> _WHAT IS EXPECTED_: Retype the whole listing below, character for character.

───── SUPPLIED DATA

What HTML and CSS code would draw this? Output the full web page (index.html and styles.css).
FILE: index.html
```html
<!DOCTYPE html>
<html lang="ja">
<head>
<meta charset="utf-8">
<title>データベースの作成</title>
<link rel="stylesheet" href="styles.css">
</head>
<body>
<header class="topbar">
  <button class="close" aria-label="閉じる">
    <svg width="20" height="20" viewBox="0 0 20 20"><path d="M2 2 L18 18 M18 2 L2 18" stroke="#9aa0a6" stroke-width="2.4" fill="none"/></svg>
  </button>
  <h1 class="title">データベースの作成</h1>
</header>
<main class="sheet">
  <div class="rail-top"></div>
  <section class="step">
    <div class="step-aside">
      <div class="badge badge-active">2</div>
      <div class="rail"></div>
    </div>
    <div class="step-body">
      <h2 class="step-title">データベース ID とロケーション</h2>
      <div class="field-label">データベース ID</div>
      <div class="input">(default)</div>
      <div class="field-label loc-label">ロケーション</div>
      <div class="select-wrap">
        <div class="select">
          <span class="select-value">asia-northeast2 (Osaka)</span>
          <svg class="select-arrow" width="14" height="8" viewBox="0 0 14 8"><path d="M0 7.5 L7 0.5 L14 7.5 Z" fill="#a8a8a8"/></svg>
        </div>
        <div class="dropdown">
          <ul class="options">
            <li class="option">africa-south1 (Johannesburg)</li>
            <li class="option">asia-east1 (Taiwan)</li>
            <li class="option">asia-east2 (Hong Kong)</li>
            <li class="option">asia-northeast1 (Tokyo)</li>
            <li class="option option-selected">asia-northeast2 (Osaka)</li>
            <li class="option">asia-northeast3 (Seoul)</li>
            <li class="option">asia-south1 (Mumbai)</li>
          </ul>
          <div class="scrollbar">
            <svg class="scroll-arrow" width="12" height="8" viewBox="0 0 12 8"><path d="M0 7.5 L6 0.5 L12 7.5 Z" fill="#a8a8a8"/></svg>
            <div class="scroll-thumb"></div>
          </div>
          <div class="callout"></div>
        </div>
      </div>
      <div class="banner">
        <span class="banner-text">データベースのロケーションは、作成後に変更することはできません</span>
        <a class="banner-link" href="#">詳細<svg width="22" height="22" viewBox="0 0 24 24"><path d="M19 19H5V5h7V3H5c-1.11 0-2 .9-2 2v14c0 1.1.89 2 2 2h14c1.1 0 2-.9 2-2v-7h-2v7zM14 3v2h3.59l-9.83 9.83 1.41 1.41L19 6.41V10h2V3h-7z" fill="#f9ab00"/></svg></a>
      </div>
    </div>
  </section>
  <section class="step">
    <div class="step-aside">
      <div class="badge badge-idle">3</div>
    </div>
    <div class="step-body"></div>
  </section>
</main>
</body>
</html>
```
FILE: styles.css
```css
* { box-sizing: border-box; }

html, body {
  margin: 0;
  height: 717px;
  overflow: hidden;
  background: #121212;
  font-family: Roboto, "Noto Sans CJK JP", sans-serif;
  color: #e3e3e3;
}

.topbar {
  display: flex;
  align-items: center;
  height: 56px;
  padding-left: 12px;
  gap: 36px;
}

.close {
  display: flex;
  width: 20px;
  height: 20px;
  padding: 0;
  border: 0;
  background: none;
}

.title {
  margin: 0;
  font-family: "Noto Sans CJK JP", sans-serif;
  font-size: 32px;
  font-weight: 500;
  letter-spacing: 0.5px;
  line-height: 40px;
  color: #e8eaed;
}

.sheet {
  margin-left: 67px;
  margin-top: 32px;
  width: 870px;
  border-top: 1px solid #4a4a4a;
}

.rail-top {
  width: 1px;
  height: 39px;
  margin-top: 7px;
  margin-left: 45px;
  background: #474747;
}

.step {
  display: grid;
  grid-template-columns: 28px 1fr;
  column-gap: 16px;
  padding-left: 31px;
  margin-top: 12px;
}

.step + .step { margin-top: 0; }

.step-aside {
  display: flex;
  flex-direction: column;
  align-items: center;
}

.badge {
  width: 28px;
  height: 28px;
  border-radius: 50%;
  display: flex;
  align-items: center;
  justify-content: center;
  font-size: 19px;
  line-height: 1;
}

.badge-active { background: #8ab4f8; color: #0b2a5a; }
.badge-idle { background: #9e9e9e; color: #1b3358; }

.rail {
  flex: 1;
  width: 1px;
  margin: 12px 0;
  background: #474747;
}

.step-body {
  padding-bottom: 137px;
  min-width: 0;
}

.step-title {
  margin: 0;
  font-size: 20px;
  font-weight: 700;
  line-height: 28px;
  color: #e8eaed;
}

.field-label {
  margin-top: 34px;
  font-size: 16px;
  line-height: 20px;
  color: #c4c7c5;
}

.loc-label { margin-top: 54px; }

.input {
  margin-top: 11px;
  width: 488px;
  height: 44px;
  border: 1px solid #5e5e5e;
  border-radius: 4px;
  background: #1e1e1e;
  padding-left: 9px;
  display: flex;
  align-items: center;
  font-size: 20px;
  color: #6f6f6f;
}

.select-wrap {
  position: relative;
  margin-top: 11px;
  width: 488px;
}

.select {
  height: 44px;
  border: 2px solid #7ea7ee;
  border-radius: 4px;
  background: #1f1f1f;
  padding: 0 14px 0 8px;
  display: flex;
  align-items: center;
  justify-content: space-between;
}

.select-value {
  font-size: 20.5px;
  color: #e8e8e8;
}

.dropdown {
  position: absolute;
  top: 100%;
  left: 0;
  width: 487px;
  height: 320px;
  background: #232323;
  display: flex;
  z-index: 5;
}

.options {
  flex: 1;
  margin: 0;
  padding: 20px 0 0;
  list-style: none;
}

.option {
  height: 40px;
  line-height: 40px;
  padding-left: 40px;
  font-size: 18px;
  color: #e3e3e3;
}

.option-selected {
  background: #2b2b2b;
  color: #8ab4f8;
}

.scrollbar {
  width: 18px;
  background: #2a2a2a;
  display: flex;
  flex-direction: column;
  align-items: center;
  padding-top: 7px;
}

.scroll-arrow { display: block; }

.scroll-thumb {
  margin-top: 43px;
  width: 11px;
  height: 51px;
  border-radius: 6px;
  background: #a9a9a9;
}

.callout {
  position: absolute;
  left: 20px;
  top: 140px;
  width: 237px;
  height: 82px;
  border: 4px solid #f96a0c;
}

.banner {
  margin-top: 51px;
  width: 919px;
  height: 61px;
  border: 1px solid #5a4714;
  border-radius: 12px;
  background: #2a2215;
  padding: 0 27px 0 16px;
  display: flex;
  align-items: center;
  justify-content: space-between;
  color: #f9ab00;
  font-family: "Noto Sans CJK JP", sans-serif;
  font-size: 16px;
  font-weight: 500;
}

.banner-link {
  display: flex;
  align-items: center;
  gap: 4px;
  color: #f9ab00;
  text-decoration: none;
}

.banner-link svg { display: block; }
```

──────────

> _EXERCISE RESPONSE_:
What HTML and CSS code would draw this? Output the full web page (index.html and styles.css).
FILE: index.html
```html
<!DOCTYPE html>
<html lang="ja">
<head>
<meta charset="utf-8">
<title>データベースの作成</title>
<link rel="stylesheet" href="styles.css">
</head>
<body>
<header class="topbar">
  <button class="close" aria-label="閉じる">
    <svg width="20" height="20" viewBox="0 0 20 20"><path d="M2 2 L18 18 M18 2 L2 18" stroke="#9aa0a6" stroke-width="2.4" fill="none"/></svg>
  </button>
  <h1 class="title">データベースの作成</h1>
</header>
<main class="sheet">
  <div class="rail-top"></div>
  <section class="step">
    <div class="step-aside">
      <div class="badge badge-active">2</div>
      <div class="rail"></div>
    </div>
    <div class="step-body">
      <h2 class="step-title">データベース ID とロケーション</h2>
      <div class="field-label">データベース ID</div>
      <div class="input">(default)</div>
      <div class="field-label loc-label">ロケーション</div>
      <div class="select-wrap">
        <div class="select">
          <span class="select-value">asia-northeast2 (Osaka)</span>
          <svg class="select-arrow" width="14" height="8" viewBox="0 0 14 8"><path d="M0 7.5 L7 0.5 L14 7.5 Z" fill="#a8a8a8"/></svg>
        </div>
        <div class="dropdown">
          <ul class="options">
            <li class="option">africa-south1 (Johannesburg)</li>
            <li class="option">asia-east1 (Taiwan)</li>
            <li class="option">asia-east2 (Hong Kong)</li>
            <li class="option">asia-northeast1 (Tokyo)</li>
            <li class="option option-selected">asia-northeast2 (Osaka)</li>
            <li class="option">asia-northeast3 (Seoul)</li>
            <li class="option">asia-south1 (Mumbai)</li>
          </ul>
          <div class="scrollbar">
            <svg class="scroll-arrow" width="12" height="8" viewBox="0 0 12 8"><path d="M0 7.5 L6 0.5 L12 7.5 Z" fill="#a8a8a8"/></svg>
            <div class="scroll-thumb"></div>
          </div>
          <div class="callout"></div>
        </div>
      </div>
      <div class="banner">
        <span class="banner-text">データベースのロケーションは、作成後に変更することはできません</span>
        <a class="banner-link" href="#">詳細<svg width="22" height="22" viewBox="0 0 24 24"><path d="M19 19H5V5h7V3H5c-1.11 0-2 .9-2 2v14c0 1.1.89 2 2 2h14c1.1 0 2-.9 2-2v-7h-2v7zM14 3v2h3.59l-9.83 9.83 1.41 1.41L19 6.41V10h2V3h-7z" fill="#f9ab00"/></svg></a>
      </div>
    </div>
  </section>
  <section class="step">
    <div class="step-aside">
      <div class="badge badge-idle">3</div>
    </div>
    <div class="step-body"></div>
  </section>
</main>
</body>
</html>
```
FILE: styles.css
```css
* { box-sizing: border-box; }

html, body {
  margin: 0;
  height: 717px;
  overflow: hidden;
  background: #121212;
  font-family: Roboto, "Noto Sans CJK JP", sans-serif;
  color: #e3e3e3;
}

.topbar {
  display: flex;
  align-items: center;
  height: 56px;
  padding-left: 12px;
  gap: 36px;
}

.close {
  display: flex;
  width: 20px;
  height: 20px;
  padding: 0;
  border: 0;
  background: none;
}

.title {
  margin: 0;
  font-family: "Noto Sans CJK JP", sans-serif;
  font-size: 32px;
  font-weight: 500;
  letter-spacing: 0.5px;
  line-height: 40px;
  color: #e8eaed;
}

.sheet {
  margin-left: 67px;
  margin-top: 32px;
  width: 870px;
  border-top: 1px solid #4a4a4a;
}

.rail-top {
  width: 1px;
  height: 39px;
  margin-top: 7px;
  margin-left: 45px;
  background: #474747;
}

.step {
  display: grid;
  grid-template-columns: 28px 1fr;
  column-gap: 16px;
  padding-left: 31px;
  margin-top: 12px;
}

.step + .step { margin-top: 0; }

.step-aside {
  display: flex;
  flex-direction: column;
  align-items: center;
}

.badge {
  width: 28px;
  height: 28px;
  border-radius: 50%;
  display: flex;
  align-items: center;
  justify-content: center;
  font-size: 19px;
  line-height: 1;
}

.badge-active { background: #8ab4f8; color: #0b2a5a; }
.badge-idle { background: #9e9e9e; color: #1b3358; }

.rail {
  flex: 1;
  width: 1px;
  margin: 12px 0;
  background: #474747;
}

.step-body {
  padding-bottom: 137px;
  min-width: 0;
}

.step-title {
  margin: 0;
  font-size: 20px;
  font-weight: 700;
  line-height: 28px;
  color: #e8eaed;
}

.field-label {
  margin-top: 34px;
  font-size: 16px;
  line-height: 20px;
  color: #c4c7c5;
}

.loc-label { margin-top: 54px; }

.input {
  margin-top: 11px;
  width: 488px;
  height: 44px;
  border: 1px solid #5e5e5e;
  border-radius: 4px;
  background: #1e1e1e;
  padding-left: 9px;
  display: flex;
  align-items: center;
  font-size: 20px;
  color: #6f6f6f;
}

.select-wrap {
  position: relative;
  margin-top: 11px;
  width: 488px;
}

.select {
  height: 44px;
  border: 2px solid #7ea7ee;
  border-radius: 4px;
  background: #1f1f1f;
  padding: 0 14px 0 8px;
  display: flex;
  align-items: center;
  justify-content: space-between;
}

.select-value {
  font-size: 20.5px;
  color: #e8e8e8;
}

.dropdown {
  position: absolute;
  top: 100%;
  left: 0;
  width: 487px;
  height: 320px;
  background: #232323;
  display: flex;
  z-index: 5;
}

.options {
  flex: 1;
  margin: 0;
  padding: 20px 0 0;
  list-style: none;
}

.option {
  height: 40px;
  line-height: 40px;
  padding-left: 40px;
  font-size: 18px;
  color: #e3e3e3;
}

.option-selected {
  background: #2b2b2b;
  color: #8ab4f8;
}

.scrollbar {
  width: 18px;
  background: #2a2a2a;
  display: flex;
  flex-direction: column;
  align-items: center;
  padding-top: 7px;
}

.scroll-arrow { display: block; }

.scroll-thumb {
  margin-top: 43px;
  width: 11px;
  height: 51px;
  border-radius: 6px;
  background: #a9a9a9;
}

.callout {
  position: absolute;
  left: 20px;
  top: 140px;
  width: 237px;
  height: 82px;
  border: 4px solid #f96a0c;
}

.banner {
  margin-top: 51px;
  width: 919px;
  height: 61px;
  border: 1px solid #5a4714;
  border-radius: 12px;
  background: #2a2215;
  padding: 0 27px 0 16px;
  display: flex;
  align-items: center;
  justify-content: space-between;
  color: #f9ab00;
  font-family: "Noto Sans CJK JP", sans-serif;
  font-size: 16px;
  font-weight: 500;
}

.banner-link {
  display: flex;
  align-items: center;
  gap: 4px;
  color: #f9ab00;
  text-decoration: none;
}

.banner-link svg { display: block; }
```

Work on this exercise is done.